Another clarification came from Ranciere’s comment that “the part of those with no part is different from those who are excluded.” Whereas in class our discussion of the distribution of the sensible focused largely on exclusion, with some going so far as to suggest that the simple right to vote achieved inclusion, the statement above indicates that one is within and yet voiceless. A different way this was put during the talk is that a shared landscape but a divided territory is the division of the sensible.

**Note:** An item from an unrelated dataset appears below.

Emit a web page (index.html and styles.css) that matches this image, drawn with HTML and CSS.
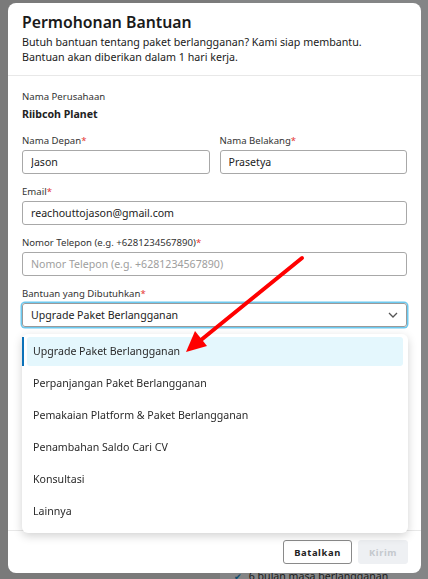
FILE: index.html
```html
<!DOCTYPE html>
<html lang="en">
<head>
  <meta charset="UTF-8" />
  <meta name="viewport" content="width=device-width, initial-scale=1.0"/>
  <title>Permohonan Bantuan</title>
  <link rel="stylesheet" href="styles.css">
</head>
<body>

<div class="page">
  <div class="page-side"></div>
  <div class="page-main">
    <div class="plan-note">
      <span class="plan-check">&#10004;</span> 6 bulan masa berlangganan
    </div>
  </div>
</div>

<div class="overlay">
  <div class="modal">
    <div class="modal-head">
      <h1>Permohonan Bantuan</h1>
      <p>Butuh bantuan tentang paket berlangganan? Kami siap membantu.<br>
      Bantuan akan diberikan dalam 1 hari kerja.</p>
    </div>

    <form class="modal-body">
      <div class="company">
        <div class="label">Nama Perusahaan</div>
        <div class="company-name">Riibcoh Planet</div>
      </div>

      <div class="row">
        <div class="field">
          <label for="first">Nama Depan<span class="req">*</span></label>
          <input type="text" id="first" value="Jason">
        </div>
        <div class="field">
          <label for="last">Nama Belakang<span class="req">*</span></label>
          <input type="text" id="last" value="Prasetya">
        </div>
      </div>

      <div class="field">
        <label for="email">Email<span class="req">*</span></label>
        <input type="text" id="email" value="reachouttojason@gmail.com">
      </div>

      <div class="field">
        <label for="phone">Nomor Telepon (e.g. +6281234567890)<span class="req">*</span></label>
        <input type="text" id="phone" placeholder="Nomor Telepon (e.g. +6281234567890)">
      </div>

      <div class="field">
        <label>Bantuan yang Dibutuhkan<span class="req">*</span></label>
        <div class="select">
          <span class="select-value">Upgrade Paket Berlangganan</span>
          <svg width="10" height="6" viewBox="0 0 10 6"><path d="M1 1l4 4 4-4" fill="none" stroke="#555" stroke-width="1.3"/></svg>
        </div>
        <ul class="menu">
          <li class="active">Upgrade Paket Berlangganan</li>
          <li>Perpanjangan Paket Berlangganan</li>
          <li>Pemakaian Platform &amp; Paket Berlangganan</li>
          <li>Penambahan Saldo Cari CV</li>
          <li>Konsultasi</li>
          <li>Lainnya</li>
        </ul>
      </div>
    </form>

    <div class="modal-foot">
      <button type="button" class="btn-cancel">Batalkan</button>
      <button type="button" class="btn-send" disabled>Kirim</button>
    </div>
  </div>
</div>

<svg class="arrow" width="428" height="579" viewBox="0 0 428 579">
  <line x1="302" y1="258" x2="201" y2="340" stroke="#f00" stroke-width="4" stroke-linecap="round"/>
  <polygon points="186,352 195,331 207,346" fill="#f00"/>
</svg>

</body>
</html>
```

FILE: styles.css
```css
* {
  box-sizing: border-box;
}
body {
  margin: 0;
  font-family: "Noto Sans", "Open Sans", sans-serif;
  color: #222;
  width: 428px;
  height: 579px;
  overflow: hidden;
}
.page {
  display: flex;
  height: 579px;
  background: #ececec;
}
.page-side {
  width: 220px;
  background: #e2e2e2;
}
.page-main {
  flex: 1;
  display: flex;
  align-items: flex-end;
  background: #f4f6f8;
  padding: 0 0 0 14px;
}
.plan-note {
  font-size: 10.6px;
  color: #333;
  line-height: 10px;
  margin-bottom: -3px;
}
.plan-check {
  color: #1a8ccc;
  font-size: 9px;
  margin-right: 4px;
}
.overlay {
  position: fixed;
  inset: 0;
  background: rgba(0, 0, 0, 0.46);
}
.modal {
  position: absolute;
  top: 3px;
  left: 8px;
  width: 413px;
  height: 570px;
  background: #fff;
  border-radius: 8px;
  display: flex;
  flex-direction: column;
}
.modal-head {
  padding: 8px 14px 10px;
  border-bottom: 1px solid #e8e8e8;
}
.modal-head h1 {
  margin: 0;
  font-size: 15.8px;
  line-height: 22px;
  font-weight: 600;
  color: #1a1a1a;
}
.modal-head p {
  margin: 2px 0 0;
  font-size: 10.7px;
  line-height: 15px;
  color: #1a1a1a;
}
.modal-body {
  position: relative;
  flex: 1;
  padding: 13px 14px 0;
}
.company {
  margin-bottom: 9px;
}
.label,
.field label {
  display: block;
  font-size: 9.6px;
  line-height: 16px;
  color: #333;
}
.company-name {
  font-size: 10.6px;
  font-weight: 700;
  line-height: 19px;
  color: #222;
}
.req {
  color: #e53935;
}
.row {
  display: flex;
  gap: 10px;
}
.row .field {
  flex: 1;
}
.field {
  margin-bottom: 10px;
}
.field label {
  margin-bottom: 1px;
}
.field input {
  display: block;
  width: 100%;
  height: 24px;
  border: 1px solid #a8a8a8;
  border-radius: 3px;
  padding: 0 8px;
  font-family: inherit;
  font-size: 10.6px;
  color: #222;
}
.field input::placeholder {
  color: #9e9e9e;
}
.select {
  height: 24px;
  border: 1px solid #9a9a9a;
  border-radius: 3px;
  box-shadow: 0 0 0 1.5px #6cc9ef;
  padding: 0 8px 0 8px;
  display: flex;
  align-items: center;
  justify-content: space-between;
}
.select-value {
  font-size: 10.6px;
  color: #222;
}
.menu {
  position: absolute;
  left: 14px;
  right: 13px;
  top: 258px;
  margin: 0;
  padding: 3px 5px 7px;
  list-style: none;
  background: #fff;
  border-radius: 6px;
  box-shadow: 0 3px 10px rgba(0, 0, 0, 0.18);
  z-index: 2;
}
.menu li {
  position: relative;
  height: 29px;
  line-height: 29px;
  padding-left: 6px;
  margin-bottom: 3px;
  font-size: 10.6px;
  color: #2a2a2a;
  border-radius: 3px;
}
.menu li:last-child {
  margin-bottom: 0;
}
.menu li.active {
  background: #e4f7fd;
}
.menu li.active::before {
  content: "";
  position: absolute;
  left: -5px;
  top: 0;
  bottom: 0;
  width: 2px;
  background: #0b72b9;
}
.modal-foot {
  border-top: 1px solid #e8e8e8;
  padding: 9px 13px 9px;
  display: flex;
  justify-content: flex-end;
  gap: 6px;
}
.modal-foot button {
  height: 24px;
  border-radius: 3px;
  font-family: inherit;
  font-size: 9.4px;
  font-weight: 700;
  letter-spacing: 0.6px;
  padding: 0 8px;
}
.btn-cancel {
  background: #fff;
  border: 1px solid #8a8a8a;
  color: #222;
  width: 69px;
}
.btn-send {
  background: #eef0f3;
  border: 1px solid #eef0f3;
  color: #c4c8cd;
  width: 50px;
}
.arrow {
  position: fixed;
  top: 0;
  left: 0;
  pointer-events: none;
}
```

Ranciere’s response to Professor Mirzoeff’s question of the similarity between distribution of the sensible and Foucault’s episteme was instructive. Ranciere admitted some similarity, but claimed that a change of episteme is more structural than what he has in mind, since for him a change in episteme means that some things are now impossible. Ranciere did not go further to say whether this meant that with a re-distribution of the sensible there are only altered probabilities related to centrality/peripherality, but that would be my guess as to how he’d continue that line of thought. Much like Quine’s web of belief, it seems to me that Ranciere has in mind a web of the sensible.

This has implications that dovetail with Ranciere’s answer to the question I asked during the general q&a. My question was that if Ranciere is reordering things from Althuser’s theory (among others), which posits a flow from science to truth to liberation, to one which posits a flow from emancipation to pedagogic experiment to verification, what is the result of the latter, and how to feel/measure it? Steeped in pragmatism as I am, I had already attached to Ranciere a pragmatic bent while reading, especially in his claims about language and truth (see slides 11-16 of our group presentation). His answer – that measuring the results of politics is a matter of “what landscape of the possible exists” – confirmed my reading, and was strikingly similar to Rorty’s notion that the measure of anything is what vista it affords. For the record, I don’t think that Ranciere is anywhere near a sanguine progressivism, and I don’t think that this pragmatic bent entails a progressive incrementalism, but I have never seen that eventuality as the necessary end of the line for pragmatism anyway.

[edit] P.S.

Ranciere claimed that while there had been a time when a new medium meant new expressions, these days new mediums are mimetic of established expressiveness! Controversial to say the least, but I’m fairly sure I’m sympathetic.